▸ Data shown
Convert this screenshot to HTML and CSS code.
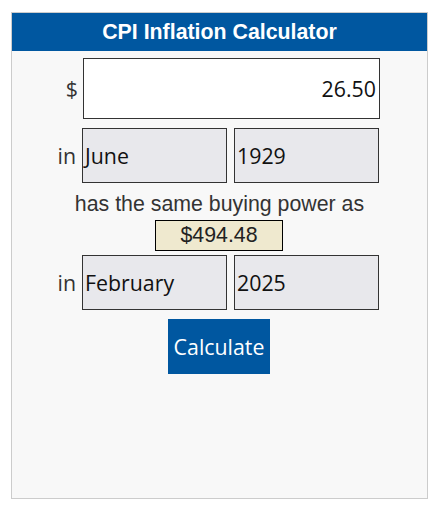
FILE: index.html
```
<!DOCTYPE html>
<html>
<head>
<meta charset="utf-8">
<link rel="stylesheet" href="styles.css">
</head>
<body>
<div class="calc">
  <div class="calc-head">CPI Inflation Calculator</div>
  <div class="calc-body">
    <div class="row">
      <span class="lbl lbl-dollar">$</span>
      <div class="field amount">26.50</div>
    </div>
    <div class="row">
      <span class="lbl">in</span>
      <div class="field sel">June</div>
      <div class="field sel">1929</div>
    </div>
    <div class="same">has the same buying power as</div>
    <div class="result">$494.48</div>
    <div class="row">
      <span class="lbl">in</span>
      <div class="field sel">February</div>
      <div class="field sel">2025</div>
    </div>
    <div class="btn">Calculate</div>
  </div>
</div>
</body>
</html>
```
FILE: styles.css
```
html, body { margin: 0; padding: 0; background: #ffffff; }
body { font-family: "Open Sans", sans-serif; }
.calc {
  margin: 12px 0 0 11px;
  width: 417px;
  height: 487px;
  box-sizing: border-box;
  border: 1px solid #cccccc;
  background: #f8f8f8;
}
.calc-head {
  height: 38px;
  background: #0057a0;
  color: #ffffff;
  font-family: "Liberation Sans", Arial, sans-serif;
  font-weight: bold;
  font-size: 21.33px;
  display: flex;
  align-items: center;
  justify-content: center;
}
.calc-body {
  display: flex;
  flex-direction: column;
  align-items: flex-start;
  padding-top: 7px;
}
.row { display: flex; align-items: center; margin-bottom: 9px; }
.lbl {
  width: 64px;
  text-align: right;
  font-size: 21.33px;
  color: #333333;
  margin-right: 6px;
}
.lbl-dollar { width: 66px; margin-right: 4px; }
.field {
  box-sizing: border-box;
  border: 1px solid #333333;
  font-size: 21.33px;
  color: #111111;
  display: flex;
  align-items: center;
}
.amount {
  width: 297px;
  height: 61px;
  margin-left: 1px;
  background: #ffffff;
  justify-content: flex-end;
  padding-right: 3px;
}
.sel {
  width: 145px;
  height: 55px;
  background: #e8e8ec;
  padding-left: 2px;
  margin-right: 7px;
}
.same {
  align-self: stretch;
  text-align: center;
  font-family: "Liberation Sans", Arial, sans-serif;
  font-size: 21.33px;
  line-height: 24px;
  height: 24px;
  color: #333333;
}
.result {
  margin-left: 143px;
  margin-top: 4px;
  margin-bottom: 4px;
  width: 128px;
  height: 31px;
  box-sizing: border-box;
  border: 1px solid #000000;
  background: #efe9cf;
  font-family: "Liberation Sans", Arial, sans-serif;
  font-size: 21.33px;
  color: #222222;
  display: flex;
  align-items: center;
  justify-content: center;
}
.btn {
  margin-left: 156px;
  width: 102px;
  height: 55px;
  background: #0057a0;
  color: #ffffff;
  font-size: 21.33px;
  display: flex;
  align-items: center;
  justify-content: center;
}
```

▸ The problem
The data above needs to be retyped exactly, with the images left out.

▸ Exercise response
Convert this screenshot to HTML and CSS code.
FILE: index.html
```
<!DOCTYPE html>
<html>
<head>
<meta charset="utf-8">
<link rel="stylesheet" href="styles.css">
</head>
<body>
<div class="calc">
  <div class="calc-head">CPI Inflation Calculator</div>
  <div class="calc-body">
    <div class="row">
      <span class="lbl lbl-dollar">$</span>
      <div class="field amount">26.50</div>
    </div>
    <div class="row">
      <span class="lbl">in</span>
      <div class="field sel">June</div>
      <div class="field sel">1929</div>
    </div>
    <div class="same">has the same buying power as</div>
    <div class="result">$494.48</div>
    <div class="row">
      <span class="lbl">in</span>
      <div class="field sel">February</div>
      <div class="field sel">2025</div>
    </div>
    <div class="btn">Calculate</div>
  </div>
</div>
</body>
</html>
```
FILE: styles.css
```
html, body { margin: 0; padding: 0; background: #ffffff; }
body { font-family: "Open Sans", sans-serif; }
.calc {
  margin: 12px 0 0 11px;
  width: 417px;
  height: 487px;
  box-sizing: border-box;
  border: 1px solid #cccccc;
  background: #f8f8f8;
}
.calc-head {
  height: 38px;
  background: #0057a0;
  color: #ffffff;
  font-family: "Liberation Sans", Arial, sans-serif;
  font-weight: bold;
  font-size: 21.33px;
  display: flex;
  align-items: center;
  justify-content: center;
}
.calc-body {
  display: flex;
  flex-direction: column;
  align-items: flex-start;
  padding-top: 7px;
}
.row { display: flex; align-items: center; margin-bottom: 9px; }
.lbl {
  width: 64px;
  text-align: right;
  font-size: 21.33px;
  color: #333333;
  margin-right: 6px;
}
.lbl-dollar { width: 66px; margin-right: 4px; }
.field {
  box-sizing: border-box;
  border: 1px solid #333333;
  font-size: 21.33px;
  color: #111111;
  display: flex;
  align-items: center;
}
.amount {
  width: 297px;
  height: 61px;
  margin-left: 1px;
  background: #ffffff;
  justify-content: flex-end;
  padding-right: 3px;
}
.sel {
  width: 145px;
  height: 55px;
  background: #e8e8ec;
  padding-left: 2px;
  margin-right: 7px;
}
.same {
  align-self: stretch;
  text-align: center;
  font-family: "Liberation Sans", Arial, sans-serif;
  font-size: 21.33px;
  line-height: 24px;
  height: 24px;
  color: #333333;
}
.result {
  margin-left: 143px;
  margin-top: 4px;
  margin-bottom: 4px;
  width: 128px;
  height: 31px;
  box-sizing: border-box;
  border: 1px solid #000000;
  background: #efe9cf;
  font-family: "Liberation Sans", Arial, sans-serif;
  font-size: 21.33px;
  color: #222222;
  display: flex;
  align-items: center;
  justify-content: center;
}
.btn {
  margin-left: 156px;
  width: 102px;
  height: 55px;
  background: #0057a0;
  color: #ffffff;
  font-size: 21.33px;
  display: flex;
  align-items: center;
  justify-content: center;
}
```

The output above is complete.